If you walked around the recent Cambridge House Canvest2015 show, you'd be forgiven for thinking that mining is officially dead. Those resource companies that showed up were talking to precious few investors, and the only deals being made were the ones involving a broker, an 8-ball and a bathroom stall.
But in talking to those CEOs that did make the trip, it wasn't all nooses and self-harm.
“We're close to the bottom,” said about 11 different CEO's I talked to, from prospect generators to mid-majors, and that thinking was largely echoed by pundits, geos, and industry-dependent media.
“We're seeing the guys with big money – the Lundins and the like – make investments in the discovery end of town,” said a prominent financier on the condition I keep his name out of things, “and they're not flipper deals... these are properties with nice data that others ran out of money pushing forward.”
One of those sits on the mineral-rich Abitibi greenstone belt, which spans across the Ontario-Quebec border, stretching from Wawa, Ontario to Val-d’Or, Quebec. This gold belt is no secret, and in fact has figured prominently in Canadian mining history and featured the Kerr-Addison Mine in Virginiatown, once Canada’s largest gold producing mine.
The region has also garnered a significant spot on the world stage, having produced over 100 mines and 170 million ounces of gold since 1901, pounding out more gold than has been held in Fort Knox. In fact, in 2006, of the over 40 gold deposits worldwide producing more than 10 million ounces of gold, five of those, Hollinger-McIntyre, Kirkland Lake, Dome, Kerr Addison and Horne Mines, were all located in the Abitibi.
Part of the reason why is the quality of the pickin's in those parts. But Quebec's famed love of the act of mining helps. First world infrastructure and ease of delivery doesn't hurt, which brings low development costs and helps ease the pain of recent commodity price issues.

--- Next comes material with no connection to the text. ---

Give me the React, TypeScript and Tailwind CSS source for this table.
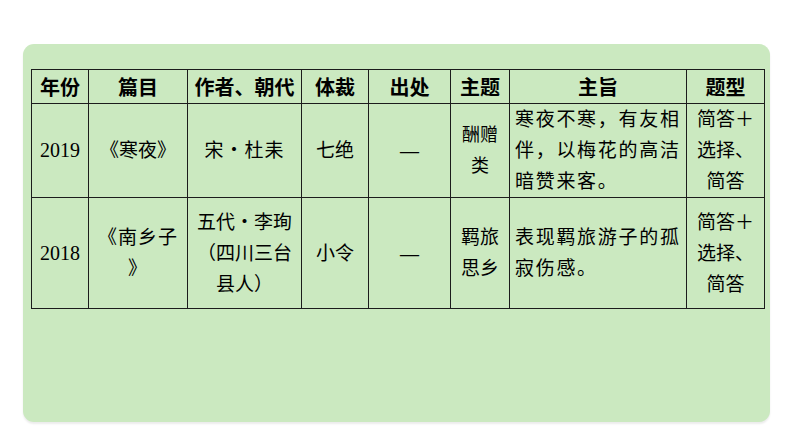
import React from "react";

const serif = { fontFamily: '"Liberation Serif", "Noto Sans CJK SC", serif' };
const sans = { fontFamily: '"Noto Sans CJK SC", "Noto Sans", sans-serif' };

const headers = ["年份", "篇目", "作者、朝代", "体裁", "出处", "主题", "主旨", "题型"];
const widths = ["w-[57px]", "w-[99px]", "w-[114px]", "w-[67px]", "w-[82px]", "w-[59px]", "w-[177px]", "w-[78px]"];

const cell = "border border-[#1c1c1c] align-middle text-center px-[4px] leading-[31px]";

const App: React.FC = () => {
  return (
    <div className="w-[794px] h-[447px] bg-white pt-[44px] pl-[23px]">
      <div className="w-[747px] h-[378px] rounded-[11px] bg-[#cbe9c0] shadow-[0_2px_2px_rgba(0,0,0,0.08)] pt-[25px] pl-[8px]">
        <table className="w-[733px] table-fixed border-collapse text-black text-[19px]" style={serif}>
          <colgroup>
            {widths.map((w, i) => (
              <col key={i} className={w} />
            ))}
          </colgroup>
          <thead>
            <tr className="h-[34px]">
              {headers.map((h) => (
                <th key={h} className="border border-[#1c1c1c] font-bold text-center text-[20px] leading-[32px] px-0" style={sans}>
                  {h}
                </th>
              ))}
            </tr>
          </thead>
          <tbody>
            {/* 2019 */}
            <tr className="h-[94px]">
              <td className={`${cell} text-[20px]`}>2019</td>
              <td className={cell}>《寒夜》</td>
              <td className={`${cell} tracking-[1px]`}>宋・杜耒</td>
              <td className={cell}>七绝</td>
              <td className={`${cell} font-semibold`}>—</td>
              <td className={`${cell} text-[18px]`}>酬赠类</td>
              <td className={`${cell} text-left tracking-[1.7px] pl-[5px] pr-[2px]`}>寒夜不寒，有友相伴，以梅花的高洁暗赞来客。</td>
              <td className={cell}>简答＋选择、简答</td>
            </tr>
            {/* 2018 */}
            <tr className="h-[111px]">
              <td className={`${cell} text-[20px]`}>2018</td>
              <td className={`${cell} tracking-[1px]`}>
                《南乡子
                <br />》
              </td>
              <td className={cell}>五代・李珣（四川三台县人）</td>
              <td className={cell}>小令</td>
              <td className={`${cell} font-semibold`}>—</td>
              <td className={cell}>羁旅思乡</td>
              <td className={`${cell} text-left tracking-[1.7px] pl-[5px] pr-[2px]`}>表现羁旅游子的孤寂伤感。</td>
              <td className={cell}>简答＋选择、简答</td>
            </tr>
          </tbody>
        </table>
      </div>
    </div>
  );
};

export default App;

But we've seen all the Abitibi has to offer, haven't we? I mean, folks have been through that ground with a fine toothed comb. What's left?
That depends on what you value. There's not a lot of virgin unexplored territory out there, but there are some operations with data and cores and potential that have been sullied by poor management, or run out of money when the going was good, and some that have more in common with a dog's breakfast than a finely run mining operation.